Waiting for the flight in the Red Carpet Room I dispose of 23 e-mails. The inbox is down to 213. I call Mulligan. and push tonight’s bet to $100. His voice is a low defeated monotone. This is a wounded, desperate man. I reach for the salt and bring up the Clinton bet. Last year he gave me ten to one odds that Clinton would be defeated. Then it looked like a sure thing. Now he was staring into the void. He thought he was chipping away at that bet with the Bulls, but even that was slipping away. I twist the knife by reminding him that Harlan has an additional $10 of action on the Clinton Bet. I feel much better after the call and clear the next standby flight.
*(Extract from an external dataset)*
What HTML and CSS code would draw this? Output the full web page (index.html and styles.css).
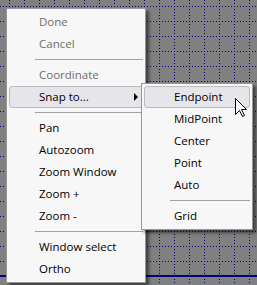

Harlan meets me at the gate. He is taking pictures and says we will have to document this on the Web. The United terminal is plastered with Bulls paraphernalia. Everyone is wearing the stuff. I mean that literally, EVERY SINGLE PERSON IN THE UNITED TERMINAL WITHOUT A SINGLE EXCEPTION IS WEARING BULLS STUFF. Really. Outside it is a gray and misty 69 degrees. Every Billboard on the highway is about the Bulls. I MEAN EVERY SINGLE BILLBOARD WITHOUT A SINGLE EXCEPTION BETWEEN O'HARE AND THE UNITED CENTER IS ABOUT THE BULLS. The buzzing in my head explodes into the Bulls theme. I cannot get it out of my mind, nor do I want to. The theme seems to get louder and as we approach the Center, random weirdness begins to break into the reality field. A limo races by with a woman hanging out of the sunroof. Ira Glass is on the radio explaining how relationship problems in Chicago are resolved by using a Chicago Bulls metaphor: “You see darling, you are Phil Jackson and I am Dennis Rodman. You ground me so that I may soar. ” I am frightened because I understand exactly what he is talking about.
The eye of the hurricane. The United Center. A suburban fortress in a neighborhood of desolation. We circumnavigate the Center, pay homage at The Statue and go in. The strained reality field shatters into a million splintered images. We are in the Zone. Take a free Bulls towels. Take a free “Space Jam” hat. Buy a program. Elvis impersonators on stilts are singing “The Battle Hymn of the Republic.” I inhale an Italian beef sandwich piled high with hot peppers and quaff an Old-Style beer. We check out the paraphernalia concessions. “No, we don’t have the Rodman Tattoo shirts - He sued the guy making them.” Find the seats. Not bad, full view of the court. My portable phone rings. It is Mulligan. He wants out of the bet. No way. Harlan grabs the phone and they talk for a while.They agree to increase his Clinton bet to $100 at five to one odds. More beer. We discuss the problem of the Luvbabulls and conclude the solution is less clothing. The players are on the court and warming up. We drink more beer.
The lights dim. The music starts. The lasers dance. At home, on TV, the Bulls intro sequence drags on interminably. Here at the Center, it is a transcendent experience. I don’t want it to end.
The game begins.
Back-posted for historical reference.
From a contemporaneous web post in the pre-blog era.